- Beadling, RL;
- Russell, JL;
- Stouffer, RJ;
- Mazloff, M;
- Talley, LD;
- Goodman, PJ;
- Sallée, JB;
- Hewitt, HT;
- Hyder, P;
- Pandde, Amarjiit
Abstract:
The air–sea exchange of heat and carbon in the Southern Ocean (SO) plays an important role in mediating the climate state. The dominant role the SO plays in storing anthropogenic heat and carbon is a direct consequence of the unique and complex ocean circulation that exists there. Previous generations of climate models have struggled to accurately represent key SO properties and processes that influence the large-scale ocean circulation. This has resulted in low confidence ascribed to twenty-first-century projections of the state of the SO from previous generations of models. This analysis provides a detailed assessment of the ability of models contributed to the sixth phase of the Coupled Model Intercomparison Project (CMIP6) to represent important observationally based SO properties. Additionally, a comprehensive overview of CMIP6 performance relative to CMIP3 and CMIP5 is presented.
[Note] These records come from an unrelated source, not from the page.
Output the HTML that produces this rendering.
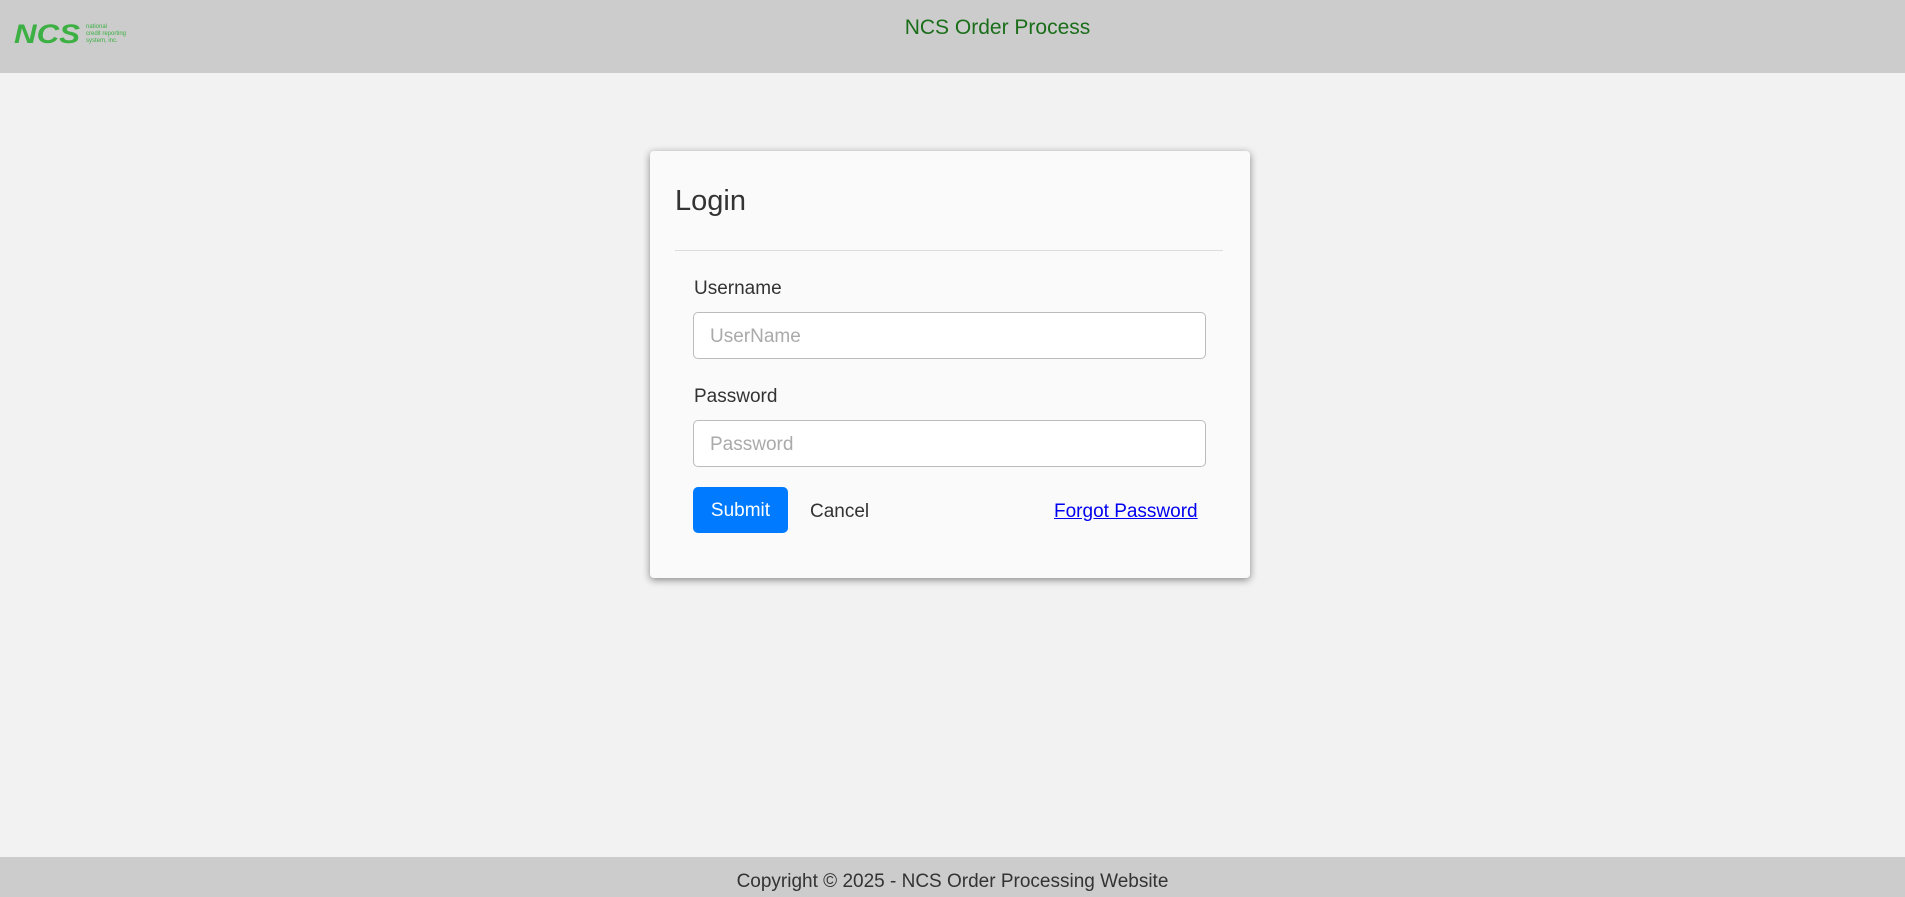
<!DOCTYPE html>
<html><head><style>
html,body{margin:0;width:1905px;height:897px;overflow:hidden}
body{background:#f2f2f2;font-family:"Liberation Sans",sans-serif;position:relative;color:#333}
.hdr{position:absolute;left:0;top:0;width:1905px;height:73px;background:#cccccc}
.title{position:absolute;left:0;width:1995px;text-align:center;top:16px;font-size:21px;color:#1a6e1a}
.card{position:absolute;left:650px;top:151px;width:600px;height:427px;background:#fafafa;border-radius:4px;box-shadow:0 2px 8px rgba(0,0,0,.45)}
.abs{position:absolute}
.inp{position:absolute;left:43px;width:513px;height:47px;border:1px solid #bbb;border-radius:5px;background:#fff;box-sizing:border-box;padding-left:16px;line-height:47px;font-size:19px;color:#aaa}
.lbl{position:absolute;left:44px;font-size:19px;color:#333}
.ftr{position:absolute;left:0;top:857px;width:1905px;height:40px;background:#cccccc;text-align:center;font-size:19px;line-height:50px;color:#333}
</style></head><body>
<div class="hdr">
<svg class="abs" style="left:12px;top:18px" width="120" height="30" viewBox="0 0 120 30">
<text x="2" y="25" font-family="Liberation Sans" font-weight="bold" font-style="italic" font-size="27" fill="#3cb043" textLength="66" lengthAdjust="spacingAndGlyphs">NCS</text>
<text x="74" y="10" font-size="6" fill="#3cb043">national</text>
<text x="74" y="17" font-size="6" fill="#3cb043">credit reporting</text>
<text x="74" y="24" font-size="6" fill="#3cb043">system, inc.</text>
</svg>
<div class="title">NCS Order Process</div>
</div>
<div class="card">
<div class="abs" style="left:25px;top:34px;font-size:29px;color:#333">Login</div>
<div class="abs" style="left:25px;top:99px;width:548px;height:1px;background:#ddd"></div>
<div class="lbl" style="top:127px">Username</div>
<div class="inp" style="top:161px">UserName</div>
<div class="lbl" style="top:235px">Password</div>
<div class="inp" style="top:269px">Password</div>
<div class="abs" style="left:43px;top:336px;width:95px;height:46px;background:#007bff;border-radius:5px;color:#fff;font-size:19px;text-align:center;line-height:48px">Submit</div>
<div class="abs" style="left:160px;top:350px;font-size:19px">Cancel</div>
<div class="abs" style="left:404px;top:350px;font-size:19px;color:#0000ee;text-decoration:underline">Forgot Password</div>
</div>
<div class="ftr">Copyright © 2025 - NCS Order Processing Website</div>
</body></html>
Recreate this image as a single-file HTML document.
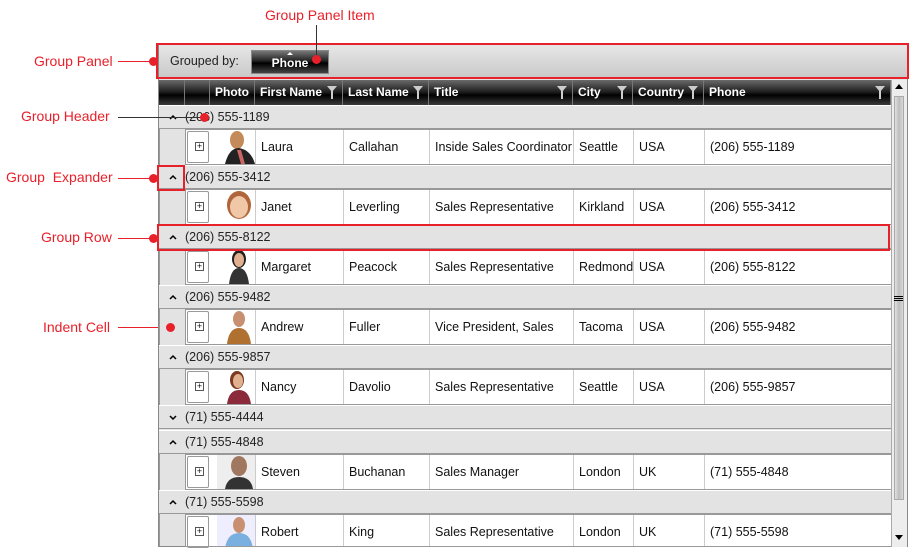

CMIP6 models show improved performance in the surface wind stress forcing, simulating stronger and less equatorward-biased wind fields, translating into an improved representation of the Ekman upwelling over the Drake Passage latitudes. An increased number of models simulate an Antarctic Circumpolar Current (ACC) transport within observational uncertainty relative to previous generations; however, several models exhibit extremely weak transports. Generally, the upper SO remains biased warm and fresh relative to observations, and Antarctic sea ice extent remains poorly represented. While generational improvement is found in many metrics, persistent systematic biases are highlighted that should be a priority during model development. These biases need to be considered when interpreting projected trends or biogeochemical properties in this region.